_What this task involves_
Pictures in the data below are not part of the copy; transcribe everything else exactly.

========

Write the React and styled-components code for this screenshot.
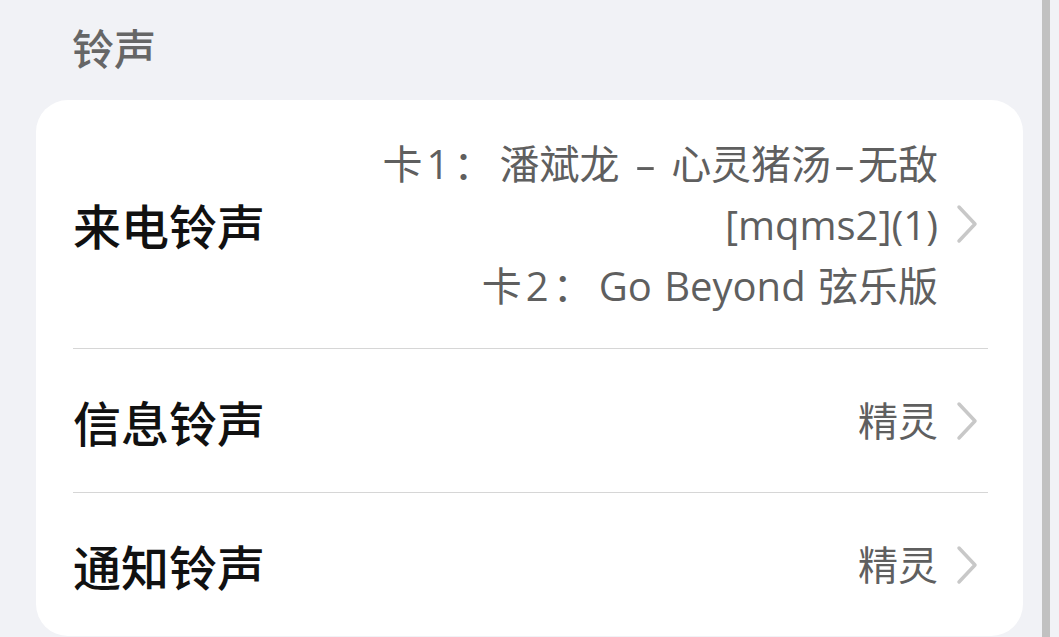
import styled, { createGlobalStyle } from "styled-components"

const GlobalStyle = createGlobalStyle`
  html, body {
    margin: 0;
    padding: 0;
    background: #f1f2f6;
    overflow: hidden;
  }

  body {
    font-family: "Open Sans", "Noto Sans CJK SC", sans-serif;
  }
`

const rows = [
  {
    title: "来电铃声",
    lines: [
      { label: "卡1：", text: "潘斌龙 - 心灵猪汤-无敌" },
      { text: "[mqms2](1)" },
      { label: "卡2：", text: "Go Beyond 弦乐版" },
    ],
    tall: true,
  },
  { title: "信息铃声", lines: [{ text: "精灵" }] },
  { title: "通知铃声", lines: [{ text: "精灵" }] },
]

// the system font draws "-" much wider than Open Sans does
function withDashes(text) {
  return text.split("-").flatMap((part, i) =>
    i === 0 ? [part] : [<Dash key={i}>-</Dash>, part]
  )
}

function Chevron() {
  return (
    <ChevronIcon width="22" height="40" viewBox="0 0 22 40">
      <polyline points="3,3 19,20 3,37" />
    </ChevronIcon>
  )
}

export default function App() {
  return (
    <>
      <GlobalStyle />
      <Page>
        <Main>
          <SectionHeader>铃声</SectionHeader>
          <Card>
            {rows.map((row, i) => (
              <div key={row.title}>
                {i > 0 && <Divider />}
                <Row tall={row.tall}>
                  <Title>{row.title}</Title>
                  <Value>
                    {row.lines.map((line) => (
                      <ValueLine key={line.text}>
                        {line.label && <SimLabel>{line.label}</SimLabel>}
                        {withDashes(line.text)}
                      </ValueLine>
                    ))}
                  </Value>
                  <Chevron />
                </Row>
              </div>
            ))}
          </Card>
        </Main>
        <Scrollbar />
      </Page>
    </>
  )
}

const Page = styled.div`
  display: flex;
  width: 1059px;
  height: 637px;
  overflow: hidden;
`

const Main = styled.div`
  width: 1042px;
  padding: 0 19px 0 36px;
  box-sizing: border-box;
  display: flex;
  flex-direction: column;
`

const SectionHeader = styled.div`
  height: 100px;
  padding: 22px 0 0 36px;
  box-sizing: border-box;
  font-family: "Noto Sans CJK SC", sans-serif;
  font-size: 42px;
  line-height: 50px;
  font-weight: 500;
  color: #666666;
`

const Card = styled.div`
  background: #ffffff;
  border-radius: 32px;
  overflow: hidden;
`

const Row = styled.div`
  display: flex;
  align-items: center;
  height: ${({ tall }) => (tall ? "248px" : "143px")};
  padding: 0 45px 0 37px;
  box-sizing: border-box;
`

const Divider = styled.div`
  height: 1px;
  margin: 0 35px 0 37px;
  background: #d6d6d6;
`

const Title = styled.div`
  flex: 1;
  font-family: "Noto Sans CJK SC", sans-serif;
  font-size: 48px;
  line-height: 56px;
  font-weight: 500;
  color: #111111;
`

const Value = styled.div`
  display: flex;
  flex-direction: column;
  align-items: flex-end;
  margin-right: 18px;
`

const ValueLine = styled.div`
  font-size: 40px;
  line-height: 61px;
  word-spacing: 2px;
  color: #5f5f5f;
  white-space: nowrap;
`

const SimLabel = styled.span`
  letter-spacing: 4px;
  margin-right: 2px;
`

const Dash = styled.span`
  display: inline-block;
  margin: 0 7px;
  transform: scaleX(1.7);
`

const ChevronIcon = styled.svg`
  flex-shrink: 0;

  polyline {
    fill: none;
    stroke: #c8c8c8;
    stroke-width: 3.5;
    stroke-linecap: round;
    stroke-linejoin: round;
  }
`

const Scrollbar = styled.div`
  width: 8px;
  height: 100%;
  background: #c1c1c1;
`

========

_Solution for this task_
Write the React and styled-components code for this screenshot.
import styled, { createGlobalStyle } from "styled-components"

const GlobalStyle = createGlobalStyle`
  html, body {
    margin: 0;
    padding: 0;
    background: #f1f2f6;
    overflow: hidden;
  }

  body {
    font-family: "Open Sans", "Noto Sans CJK SC", sans-serif;
  }
`

const rows = [
  {
    title: "来电铃声",
    lines: [
      { label: "卡1：", text: "潘斌龙 - 心灵猪汤-无敌" },
      { text: "[mqms2](1)" },
      { label: "卡2：", text: "Go Beyond 弦乐版" },
    ],
    tall: true,
  },
  { title: "信息铃声", lines: [{ text: "精灵" }] },
  { title: "通知铃声", lines: [{ text: "精灵" }] },
]

// the system font draws "-" much wider than Open Sans does
function withDashes(text) {
  return text.split("-").flatMap((part, i) =>
    i === 0 ? [part] : [<Dash key={i}>-</Dash>, part]
  )
}

function Chevron() {
  return (
    <ChevronIcon width="22" height="40" viewBox="0 0 22 40">
      <polyline points="3,3 19,20 3,37" />
    </ChevronIcon>
  )
}

export default function App() {
  return (
    <>
      <GlobalStyle />
      <Page>
        <Main>
          <SectionHeader>铃声</SectionHeader>
          <Card>
            {rows.map((row, i) => (
              <div key={row.title}>
                {i > 0 && <Divider />}
                <Row tall={row.tall}>
                  <Title>{row.title}</Title>
                  <Value>
                    {row.lines.map((line) => (
                      <ValueLine key={line.text}>
                        {line.label && <SimLabel>{line.label}</SimLabel>}
                        {withDashes(line.text)}
                      </ValueLine>
                    ))}
                  </Value>
                  <Chevron />
                </Row>
              </div>
            ))}
          </Card>
        </Main>
        <Scrollbar />
      </Page>
    </>
  )
}

const Page = styled.div`
  display: flex;
  width: 1059px;
  height: 637px;
  overflow: hidden;
`

const Main = styled.div`
  width: 1042px;
  padding: 0 19px 0 36px;
  box-sizing: border-box;
  display: flex;
  flex-direction: column;
`

const SectionHeader = styled.div`
  height: 100px;
  padding: 22px 0 0 36px;
  box-sizing: border-box;
  font-family: "Noto Sans CJK SC", sans-serif;
  font-size: 42px;
  line-height: 50px;
  font-weight: 500;
  color: #666666;
`

const Card = styled.div`
  background: #ffffff;
  border-radius: 32px;
  overflow: hidden;
`

const Row = styled.div`
  display: flex;
  align-items: center;
  height: ${({ tall }) => (tall ? "248px" : "143px")};
  padding: 0 45px 0 37px;
  box-sizing: border-box;
`

const Divider = styled.div`
  height: 1px;
  margin: 0 35px 0 37px;
  background: #d6d6d6;
`

const Title = styled.div`
  flex: 1;
  font-family: "Noto Sans CJK SC", sans-serif;
  font-size: 48px;
  line-height: 56px;
  font-weight: 500;
  color: #111111;
`

const Value = styled.div`
  display: flex;
  flex-direction: column;
  align-items: flex-end;
  margin-right: 18px;
`

const ValueLine = styled.div`
  font-size: 40px;
  line-height: 61px;
  word-spacing: 2px;
  color: #5f5f5f;
  white-space: nowrap;
`

const SimLabel = styled.span`
  letter-spacing: 4px;
  margin-right: 2px;
`

const Dash = styled.span`
  display: inline-block;
  margin: 0 7px;
  transform: scaleX(1.7);
`

const ChevronIcon = styled.svg`
  flex-shrink: 0;

  polyline {
    fill: none;
    stroke: #c8c8c8;
    stroke-width: 3.5;
    stroke-linecap: round;
    stroke-linejoin: round;
  }
`

const Scrollbar = styled.div`
  width: 8px;
  height: 100%;
  background: #c1c1c1;
`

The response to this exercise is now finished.